The pre-conference voting had 5 stars with the following labels:
- I have no interest in this session
- I would probably not attend this session
- I might attend this session
- I would probably attend this session
- I totally want to see this session
The post-session evaluations had 5 stars with the following criteria:
- Overall evaluation of this session
- Speaker's ability to control discussions and keep session moving
- Speaker's knowledge of topic
- Speaker's presentation skills
- Content of speaker's slides/visual aids
I've previously looked at the percent of the attendee population that actually gets to vote and the distribution of votes (1 to 5) to see if that was actually used in a meaningful way in Chicago (that analysis is on groups.drupal.org). Given the distribution of votes in Chicago across the entire 1 to 5 spectrum, I believe it is useful to use a 5 star system as a rating on a session. However, I don't think the resulting value is directly useful by the session selection committee when they choose individual sessions (more on that later).
My analysis method was to create a nice spreadsheet with the average and count of votes on sessions from the pre-conference period where votes were used to help determine which sessions to include. Then I added in the votes (from 1 to 5 stars) which covered several categories.
I graphed the pre-conference votes compared to the post-conference evaluations and used the "correl" function to see how correlated the data is. I expect a straight line correlation: the higher the average votes, the higher the post-conference evaluation scores. In fact, there was basically no correlation.
What I found was that there is basically no correlation between the pre-conference voting and the post-session evaluations. Here is a table that shows the axis (i.e. one of those 5 elements above) and the correlation between that axis and pre-conference session votes.
As a graph, the overall data looks like:
I graphed it along with a random line that has a correlation value of .95. As you can see, the overall evaluation is not at all correlated to the outcome evaluations.
It isn't surprising that votes don't correlate to session quality. Voting tends to be done by a minority of event attendees who are "insiders" to the event. They are likely to be swayed by friendships, employers, and social media campaigns.
Comparing pre-selected sessions to regular sessions
I also took an average of the evaluation scores across non-pre-selected-sessions and the pre-selected sessions. The average overall evaluation score for non-pre-selected sessions was 80.9 vs. 80.7 for pre-selected sessions. The other axes show similar results except for knowledge and visuals, though it's not clear if those are statistically significant.
|Axis||Pre-selected average evaluation score||Non-pre-selected average evaluation score|
So, we can see that regularly selected sessions got very similar scores to the pre-selected ones.
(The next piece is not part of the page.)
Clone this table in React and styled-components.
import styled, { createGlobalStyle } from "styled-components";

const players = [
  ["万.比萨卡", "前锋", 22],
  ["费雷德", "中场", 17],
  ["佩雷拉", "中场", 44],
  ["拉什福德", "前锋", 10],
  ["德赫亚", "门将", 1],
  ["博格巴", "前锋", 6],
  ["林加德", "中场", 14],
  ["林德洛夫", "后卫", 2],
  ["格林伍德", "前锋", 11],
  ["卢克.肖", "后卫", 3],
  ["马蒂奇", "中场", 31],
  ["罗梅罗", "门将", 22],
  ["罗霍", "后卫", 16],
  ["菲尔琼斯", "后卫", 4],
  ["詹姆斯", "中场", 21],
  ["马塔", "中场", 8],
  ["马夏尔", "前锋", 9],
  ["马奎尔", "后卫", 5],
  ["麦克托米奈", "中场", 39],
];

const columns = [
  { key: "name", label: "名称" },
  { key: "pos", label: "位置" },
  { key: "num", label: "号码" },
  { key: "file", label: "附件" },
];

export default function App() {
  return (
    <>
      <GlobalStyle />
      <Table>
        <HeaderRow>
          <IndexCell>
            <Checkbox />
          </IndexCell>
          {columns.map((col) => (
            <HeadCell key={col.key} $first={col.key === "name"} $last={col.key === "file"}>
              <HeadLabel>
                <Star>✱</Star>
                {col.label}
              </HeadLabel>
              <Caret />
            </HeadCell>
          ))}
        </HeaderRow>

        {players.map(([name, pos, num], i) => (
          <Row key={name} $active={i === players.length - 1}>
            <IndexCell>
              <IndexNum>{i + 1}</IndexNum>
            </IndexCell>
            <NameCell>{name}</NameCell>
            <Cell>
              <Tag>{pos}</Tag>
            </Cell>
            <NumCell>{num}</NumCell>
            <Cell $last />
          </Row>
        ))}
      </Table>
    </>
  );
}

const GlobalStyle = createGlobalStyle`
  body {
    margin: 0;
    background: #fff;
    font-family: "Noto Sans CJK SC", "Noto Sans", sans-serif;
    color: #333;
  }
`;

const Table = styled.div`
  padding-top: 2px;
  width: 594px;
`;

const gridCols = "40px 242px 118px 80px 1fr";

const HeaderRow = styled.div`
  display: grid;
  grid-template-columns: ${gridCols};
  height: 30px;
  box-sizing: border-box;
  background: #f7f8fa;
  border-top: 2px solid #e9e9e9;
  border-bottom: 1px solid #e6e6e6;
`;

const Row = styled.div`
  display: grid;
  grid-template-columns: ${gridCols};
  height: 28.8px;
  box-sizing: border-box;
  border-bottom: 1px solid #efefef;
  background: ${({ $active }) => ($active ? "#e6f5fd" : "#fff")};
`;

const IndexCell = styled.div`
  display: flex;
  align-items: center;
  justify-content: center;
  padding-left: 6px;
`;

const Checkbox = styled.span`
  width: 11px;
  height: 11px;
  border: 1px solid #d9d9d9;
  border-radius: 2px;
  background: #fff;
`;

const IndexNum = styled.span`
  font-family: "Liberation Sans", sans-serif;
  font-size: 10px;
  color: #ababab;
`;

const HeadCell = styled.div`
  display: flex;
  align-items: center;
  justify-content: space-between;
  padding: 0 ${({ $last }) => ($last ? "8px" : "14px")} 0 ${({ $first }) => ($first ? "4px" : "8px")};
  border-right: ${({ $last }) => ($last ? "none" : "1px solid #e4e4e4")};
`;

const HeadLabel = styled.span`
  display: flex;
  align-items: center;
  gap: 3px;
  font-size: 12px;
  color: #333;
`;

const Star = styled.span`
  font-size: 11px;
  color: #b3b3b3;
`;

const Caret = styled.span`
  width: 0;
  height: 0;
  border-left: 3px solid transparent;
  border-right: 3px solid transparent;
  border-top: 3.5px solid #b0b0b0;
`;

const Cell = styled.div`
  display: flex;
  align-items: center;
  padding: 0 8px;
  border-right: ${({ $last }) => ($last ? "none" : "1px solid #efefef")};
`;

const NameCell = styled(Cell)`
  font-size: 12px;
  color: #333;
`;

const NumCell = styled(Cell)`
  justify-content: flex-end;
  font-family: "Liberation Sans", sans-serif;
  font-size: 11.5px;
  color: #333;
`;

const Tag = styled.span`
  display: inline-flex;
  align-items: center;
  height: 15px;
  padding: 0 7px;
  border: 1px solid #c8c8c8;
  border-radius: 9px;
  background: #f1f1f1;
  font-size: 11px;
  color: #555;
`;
I'm not suggesting that pre-selecting is flawed (it didn't produce lower results, anyway), but I do think we should carefully consider who we pre-select.
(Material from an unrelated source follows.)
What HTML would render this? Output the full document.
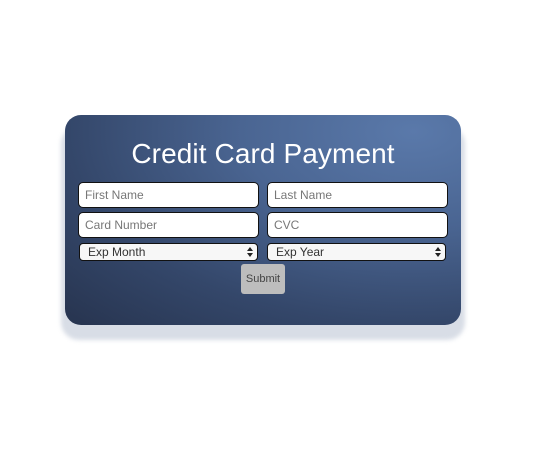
<!DOCTYPE html>
<html><head><style>
html,body{margin:0;padding:0;background:#fff;width:555px;height:475px;overflow:hidden;font-family:"Liberation Sans",sans-serif}
.shadow{position:absolute;left:61px;top:126px;width:404px;height:214px;border-radius:18px;background:#d8dde6;filter:blur(2px)}
.card{position:absolute;left:65px;top:115px;width:396px;height:210px;border-radius:16px;background:radial-gradient(ellipse at 88% 8%,#5a79aa 0%,#4a6592 35%,#34476a 70%,#27344f 100%)}
h1{position:absolute;left:0;width:396px;top:23px;margin:0;text-align:center;color:#fff;font-weight:normal;font-size:28px;letter-spacing:0.1px}
.in{position:absolute;background:#fff;border:1px solid #111;border-radius:5px;box-sizing:border-box;width:181px;height:26px;font-size:12px;color:#777;padding-left:6px;line-height:24px}
.sel{position:absolute;height:18px;width:179px;background:#f7f7f7;border:1px solid #111;border-radius:4px;box-sizing:border-box;font-size:12px;color:#333;padding-left:8px;line-height:16px}
.sel:after{content:"";position:absolute;right:4px;top:3px;border-left:3px solid transparent;border-right:3px solid transparent;border-bottom:4px solid #222}
.sel:before{content:"";position:absolute;right:4px;top:9px;border-left:3px solid transparent;border-right:3px solid transparent;border-top:4px solid #222}
.btn{position:absolute;left:176px;top:149px;width:44px;height:30px;background:#bdbdbd;border-radius:3px;font-size:11px;color:#444;text-align:center;line-height:30px}
</style></head><body>
<div class="shadow"></div>
<div class="card">
<h1>Credit Card Payment</h1>
<div class="in" style="left:13px;top:67px">First Name</div>
<div class="in" style="left:202px;top:67px">Last Name</div>
<div class="in" style="left:13px;top:97px">Card Number</div>
<div class="in" style="left:202px;top:97px">CVC</div>
<div class="sel" style="left:14px;top:128px">Exp Month</div>
<div class="sel" style="left:202px;top:128px">Exp Year</div>
<div class="btn">Submit</div>
</div>
</body></html>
The third bit of analysis I did was to look at overall score, and the number of presenters for that session. Here's the average per decile where decile 1 is the 9 sessions that were ranked highest. Seems like a pretty clear trend from nearly 1 person for the top rated sessions to 2.5 people for the bottom rated sessions.
|Average # of presenters||Decile|
I believe there are two big reasons for this. First, panel presentations are rarely done in a well-coordinated manner and the panel members usually don't take time to practice as a group (our distributed community makes that hard). Second, Drupalcon session selection committees often suggest similar topics get merged into one panel. I think we should stop merging independent presenters. The result is often that people who may not have the same story to tell end up putting 45 minutes of information into one-half or one-third of the time.
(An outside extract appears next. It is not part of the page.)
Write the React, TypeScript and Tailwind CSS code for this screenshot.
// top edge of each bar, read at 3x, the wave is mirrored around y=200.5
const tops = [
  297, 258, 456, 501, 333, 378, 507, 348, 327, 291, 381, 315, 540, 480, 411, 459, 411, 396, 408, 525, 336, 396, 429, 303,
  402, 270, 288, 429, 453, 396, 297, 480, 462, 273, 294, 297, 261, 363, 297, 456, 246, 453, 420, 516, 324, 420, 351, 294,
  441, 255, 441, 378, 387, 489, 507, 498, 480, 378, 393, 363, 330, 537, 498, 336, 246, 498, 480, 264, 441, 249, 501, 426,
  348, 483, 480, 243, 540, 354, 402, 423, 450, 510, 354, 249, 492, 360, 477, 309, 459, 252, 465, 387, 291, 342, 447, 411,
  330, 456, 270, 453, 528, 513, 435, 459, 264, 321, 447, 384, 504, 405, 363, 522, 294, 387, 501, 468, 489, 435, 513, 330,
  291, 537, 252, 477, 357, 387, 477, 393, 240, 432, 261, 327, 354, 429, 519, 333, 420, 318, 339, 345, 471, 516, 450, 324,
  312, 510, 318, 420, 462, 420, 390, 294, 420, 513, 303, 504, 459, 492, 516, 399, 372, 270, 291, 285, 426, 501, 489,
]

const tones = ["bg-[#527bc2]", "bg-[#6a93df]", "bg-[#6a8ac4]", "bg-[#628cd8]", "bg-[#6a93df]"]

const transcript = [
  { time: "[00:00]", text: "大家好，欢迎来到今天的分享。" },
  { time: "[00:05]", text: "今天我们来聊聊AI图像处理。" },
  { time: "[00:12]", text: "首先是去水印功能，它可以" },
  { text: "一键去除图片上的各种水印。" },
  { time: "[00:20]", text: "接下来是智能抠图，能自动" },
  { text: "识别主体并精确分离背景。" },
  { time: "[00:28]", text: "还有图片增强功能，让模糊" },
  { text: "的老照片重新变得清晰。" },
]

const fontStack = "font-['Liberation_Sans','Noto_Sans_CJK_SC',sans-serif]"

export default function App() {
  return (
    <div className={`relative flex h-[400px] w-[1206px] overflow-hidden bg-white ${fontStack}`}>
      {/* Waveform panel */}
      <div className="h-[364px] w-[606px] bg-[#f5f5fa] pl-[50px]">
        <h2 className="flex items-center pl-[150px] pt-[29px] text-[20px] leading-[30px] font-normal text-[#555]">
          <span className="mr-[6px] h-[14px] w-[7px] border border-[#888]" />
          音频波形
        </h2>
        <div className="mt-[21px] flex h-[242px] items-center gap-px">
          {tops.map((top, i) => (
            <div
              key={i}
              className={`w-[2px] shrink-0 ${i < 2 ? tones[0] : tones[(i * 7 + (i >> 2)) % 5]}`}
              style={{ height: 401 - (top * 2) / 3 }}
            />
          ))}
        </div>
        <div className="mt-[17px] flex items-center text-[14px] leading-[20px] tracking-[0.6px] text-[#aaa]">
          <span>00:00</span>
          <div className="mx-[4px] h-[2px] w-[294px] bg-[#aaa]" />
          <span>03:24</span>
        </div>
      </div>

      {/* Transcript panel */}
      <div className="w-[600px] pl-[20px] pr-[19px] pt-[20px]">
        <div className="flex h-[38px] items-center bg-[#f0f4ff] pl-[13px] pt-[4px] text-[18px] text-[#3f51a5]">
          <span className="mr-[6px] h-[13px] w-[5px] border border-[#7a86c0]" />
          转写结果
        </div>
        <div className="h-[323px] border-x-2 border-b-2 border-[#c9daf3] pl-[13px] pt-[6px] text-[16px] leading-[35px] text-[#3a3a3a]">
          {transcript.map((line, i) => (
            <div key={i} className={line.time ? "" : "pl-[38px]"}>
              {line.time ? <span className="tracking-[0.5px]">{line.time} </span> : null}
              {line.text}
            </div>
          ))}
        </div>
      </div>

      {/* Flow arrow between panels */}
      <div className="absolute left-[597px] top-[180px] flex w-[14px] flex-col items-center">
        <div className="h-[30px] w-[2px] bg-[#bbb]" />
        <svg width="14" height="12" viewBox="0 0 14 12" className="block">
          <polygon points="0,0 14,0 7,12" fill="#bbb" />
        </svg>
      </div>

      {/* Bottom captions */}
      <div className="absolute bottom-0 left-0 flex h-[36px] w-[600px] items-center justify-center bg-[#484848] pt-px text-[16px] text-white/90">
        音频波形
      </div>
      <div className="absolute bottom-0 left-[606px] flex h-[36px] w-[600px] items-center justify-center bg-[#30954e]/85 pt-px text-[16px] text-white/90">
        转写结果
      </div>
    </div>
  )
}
What can we do to improve session quality and session selection?
One of the great tools for session selection committee members at Drupalcon London was the availability of evaluation data from previous conferences. If a proposed session got a lot of votes (perhaps due to a campaign on twitter or within a large company) but the presenter had horrible evaluations from a previous conference then the evaluator has an easy job: just say "no thanks".
The only problem with using previous conference evaluations to judge sessions is that it can lead to stagnation among the presenters. Part of the value of a conference is in hearing new ideas. This can be reduced by having free-for-all BOF sessions, but I think in the Drupal world that part of the solution is to use Drupalcamps as a ramp into Drupalcon: presenters should give their session at a camp and mention that (and any evaluations from the camp, any video from the camp) in their session proposal. With approval from presenters, Drupalcamp Colorado published our evaluations - we hope this helps other camps and that they will do the same. It's not surprise that some feature requests for COD will help make the process of gathering this information and getting it to the right people much easier.
See also a great discussion on groups.drupal.org: On popular voting and merit-based selection of sessions.
What else can improve session quality?
So far I've talked about identifying good sessions, but I think the nature is more complex. It's also about encouraging and inspiring the presenters to do great work on their sessions. We can tell them "please practice it 10 times" but nobody will do it if they aren't motivated. Sending reminder mails to presenters like "we expect 3,000 attendees including key decision makers from companies like Humongo Inc." could help. There's also the possibility of compensating presenters. Drupalcon Chicago gave a mix of cash and non-cash benefits (massage chair, faster check-in line).
Scott Berkun gives some tips on how to improve the presenter experience at a conference in An open letter to conference organizers. He recommends a lot of things including sharing the results of the evaluation data. I'm in favor of that as well...(provide default terms of attendance).
Extra note: Want to see your evaluations from Chicago? Just needs more code
There were evaluations in Chicago, but the speakers have not seen this data. I got access to it as part of my role on the London session selection team and my work on the infrastructure team/Chicago sites.
However, the fact that presenters can't see it is a result of a bug in software that you can help fix. The organizers of Drupalcon want to share that information, but the code to do that isn't fully working. If you can help make it work then all session presenters will be able to see their evaluations.